- Born: 17 January 1975 (age 51) Stockholm, Sweden
- Genres: Pop; dance-pop; pop rock; power pop; R&B; europop;
- Occupations: Record producer; songwriter;
- Years active: 1988–present
- Labels: Jive; RCA; Capitol; LaFace; Island; BMG; Atlantic;

= Rami Yacoub =

Swedish record producer (born 1975)

Rami Yacoub (رامي يعقوب; born 17 January 1975), also known by the mononym Rami, is a Palestinian-Swedish record producer and songwriter and former member of the songwriting/production houses Cheiron Studios and Maratone. Yacoub collaborated extensively with Max Martin in the early part of his career. He has worked with acts such as Ariana Grande, Lady Gaga, Demi Lovato, Selena Gomez, Britney Spears, Nicki Minaj, Madonna, Carly Rae Jepsen, Charli XCX, Bon Jovi, Backstreet Boys, One Direction, Arashi, Westlife, the Saturdays, P!nk, Celine Dion, Enrique Iglesias, Tiësto, Avicii, NSYNC, 5 Seconds of Summer, Lindsay Lohan, Weezer, Måneskin, Foster the People, Taio Cruz and Loreen.

==Biography==
Yacoub began his music career at the age of 13 when he began playing bass and writing songs in a band in Stockholm.

Yacoub had also a short career as a vocalist but then decided to give all his attention to writing and producing instead. By 18 he had discovered production when, with the aid of a "sampler, a little mixing board, synthesizers", he began doing remixes.

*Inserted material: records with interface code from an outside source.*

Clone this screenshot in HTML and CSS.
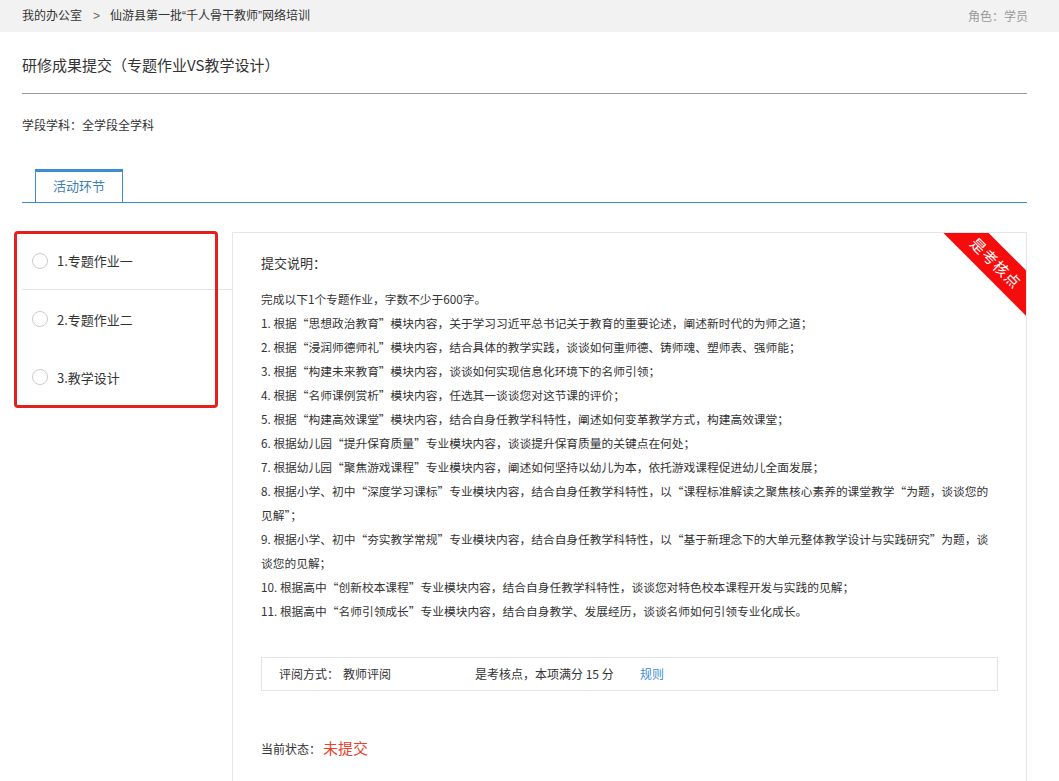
FILE: index.html
```html
<!DOCTYPE html>
<html lang="zh-CN">

<head>
    <meta charset="UTF-8">
    <meta name="viewport" content="width=device-width, initial-scale=1.0">
    <title>研修成果提交</title>
    <link rel="stylesheet" href="styles.css">
</head>

<body>
    <div class="topbar">
        <div class="crumbs">我的办公室<span class="sep">&gt;</span>仙游县第一批“千人骨干教师”网络培训</div>
        <div class="role">角色：学员</div>
    </div>

    <div class="page">
        <h1 class="title">研修成果提交（专题作业VS教学设计）</h1>
        <div class="subject">学段学科：全学段全学科</div>

        <div class="tabs">
            <span class="tab active">活动环节</span>
        </div>

        <div class="main">
            <div class="steps-wrap">
                <ul class="steps">
                    <li class="step first"><span class="dot"></span>1.专题作业一</li>
                    <li class="step"><span class="dot"></span>2.专题作业二</li>
                    <li class="step"><span class="dot"></span>3.教学设计</li>
                </ul>
                <div class="mark"></div>
            </div>

            <div class="panel">
                <div class="ribbon">是考核点</div>
                <div class="panel-title">提交说明：</div>
                <div class="desc">
                    <p>完成以下1个专题作业，字数不少于600字。</p>
                    <p>1. 根据“思想政治教育”模块内容，关于学习习近平总书记关于教育的重要论述，阐述新时代的为师之道；</p>
                    <p>2. 根据“浸润师德师礼”模块内容，结合具体的教学实践，谈谈如何重师德、铸师魂、塑师表、强师能；</p>
                    <p>3. 根据“构建未来教育”模块内容，谈谈如何实现信息化环境下的名师引领；</p>
                    <p>4. 根据“名师课例赏析”模块内容，任选其一谈谈您对这节课的评价；</p>
                    <p>5. 根据“构建高效课堂”模块内容，结合自身任教学科特性，阐述如何变革教学方式，构建高效课堂；</p>
                    <p>6. 根据幼儿园“提升保育质量”专业模块内容，谈谈提升保育质量的关键点在何处；</p>
                    <p>7. 根据幼儿园“聚焦游戏课程”专业模块内容，阐述如何坚持以幼儿为本，依托游戏课程促进幼儿全面发展；</p>
                    <p>8. 根据小学、初中“深度学习课标”专业模块内容，结合自身任教学科特性，以“课程标准解读之聚焦核心素养的课堂教学“为题，谈谈您的见解”；</p>
                    <p>9. 根据小学、初中“夯实教学常规”专业模块内容，结合自身任教学科特性，以“基于新理念下的大单元整体教学设计与实践研究”为题，谈谈您的见解；</p>
                    <p>10. 根据高中“创新校本课程”专业模块内容，结合自身任教学科特性，谈谈您对特色校本课程开发与实践的见解；</p>
                    <p>11. 根据高中“名师引领成长”专业模块内容，结合自身教学、发展经历，谈谈名师如何引领专业化成长。</p>
                </div>

                <div class="review">
                    <span class="rv-way">评阅方式：<span class="rv-val">教师评阅</span></span>
                    <span class="rv-score">是考核点，本项满分 15 分</span>
                    <a class="rv-rule" href="#">规则</a>
                </div>

                <div class="status">当前状态：<span class="status-val">未提交</span></div>
            </div>
        </div>
    </div>
</body>

</html>
```

FILE: styles.css
```css
html,
body {
    margin: 0;
    padding: 0;
    background: #fff;
    color: #333;
    font-family: "Microsoft YaHei", "Noto Sans CJK SC", sans-serif;
    font-size: 12px;
}

.topbar {
    height: 32px;
    line-height: 32px;
    background-color: #f2f2f2;
    padding: 0 31px 0 22px;
    display: flex;
    justify-content: space-between;
}

.crumbs {
    color: #333;
    font-family: "Liberation Sans", "Noto Sans CJK SC", sans-serif;
}

.crumbs .sep {
    margin: 0 10px 0 11px;
    color: #666;
}

.role {
    color: #999;
}

.page {
    padding: 0 32px 0 22px;
}

.title {
    margin: 0;
    padding: 23px 0 18px;
    font-size: 15px;
    font-weight: normal;
    line-height: 20px;
    color: #333;
    border-bottom: 1px solid #999;
}

.subject {
    margin-top: 22px;
    line-height: 18px;
}

.tabs {
    margin-top: 35px;
    padding-left: 13px;
    border-bottom: 1px solid #3b8fd0;
    display: flex;
}

.tab {
    display: block;
    width: 86px;
    height: 30px;
    line-height: 28px;
    text-align: center;
    font-size: 13px;
    color: #3d7fb8;
    border: 1px solid #3b8fd0;
    border-top: 3px solid #3b8fd0;
    border-bottom: none;
}

.main {
    margin-top: 29px;
    display: flex;
    align-items: flex-start;
}

.steps-wrap {
    width: 210px;
    position: relative;
}

.steps {
    list-style: none;
    margin: 0;
    padding: 0;
}

.step {
    height: 58px;
    display: flex;
    align-items: center;
    font-size: 13px;
    color: #333;
    padding-left: 10px;
}

.step.first {
    height: 57px;
    border-bottom: 1px solid #e3e3e3;
}

.dot {
    width: 14px;
    height: 14px;
    border: 1px solid #ccc;
    border-radius: 50%;
    margin-right: 9px;
}

.mark {
    position: absolute;
    left: -8px;
    top: -1px;
    width: 198px;
    height: 171px;
    border: 3px solid #e3201e;
    border-radius: 4px;
}

.panel {
    flex: 1;
    position: relative;
    overflow: hidden;
    border: 1px solid #e6e6e6;
    border-bottom: none;
    padding: 20px 28px 60px;
    min-height: 520px;
}

.ribbon {
    position: absolute;
    top: 14px;
    right: -40px;
    width: 140px;
    height: 32px;
    line-height: 32px;
    background-color: #f50d0d;
    color: #fff;
    text-align: center;
    font-size: 15px;
    letter-spacing: 1px;
    transform: rotate(45deg);
}

.panel-title {
    font-size: 13px;
    line-height: 20px;
}

.desc {
    margin-top: 14px;
    font-size: 11.72px;
    line-height: 24px;
}

.desc p {
    margin: 0;
}

.review {
    margin-top: 34px;
    height: 32px;
    line-height: 32px;
    border: 1px solid #e3e3e3;
    padding-left: 17px;
    display: flex;
}

.rv-way {
    width: 196px;
}

.rv-val {
    margin-left: 4px;
}

.rv-score {
    width: 165px;
}

.rv-rule {
    color: #3b8fd0;
    text-decoration: none;
}

.status {
    margin-top: 47px;
    line-height: 20px;
}

.status-val {
    margin-left: 2px;
    font-size: 15px;
    color: #e8412c;
}
```
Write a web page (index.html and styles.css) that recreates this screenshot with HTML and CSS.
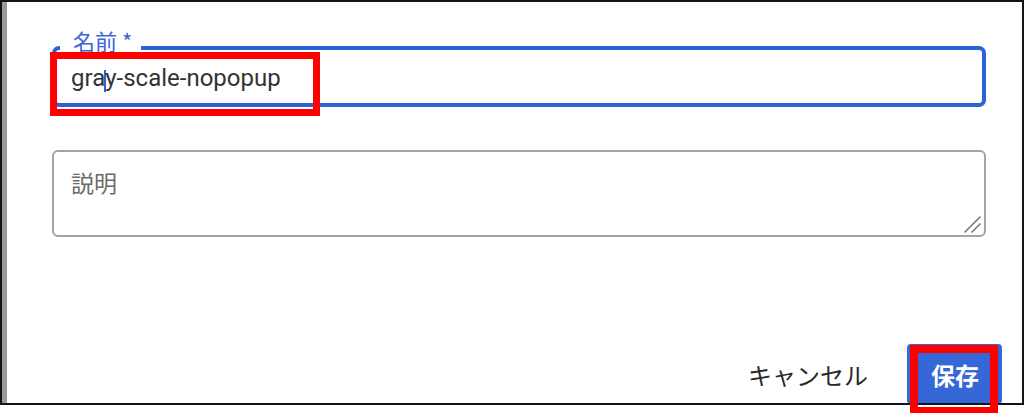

In 1998, he was approached by Max Martin, who was looking for a new production partner, and asked to join the legendary Cheiron Studios in Stockholm. Rami's first production collaboration with Martin was on "...Baby One More Time", Britney Spears' debut single.

Following ten years of service, Rami split amicably from Maratone in early 2008 because he felt that "he needed to go [his] own way." After taking several years off, he began putting together his own production group based at his Kinglet Studios in Los Angeles and Stockholm, Sweden.

== Influences ==
Rami Yacoub has said that growing up he listened to the Beatles, Prince, and Tom Jones. He has also stated that he is influenced by other acts including Mötley Crüe, AC/DC, and Iron Maiden. He considers Denniz Pop his music industry "godfather" and personal mentor.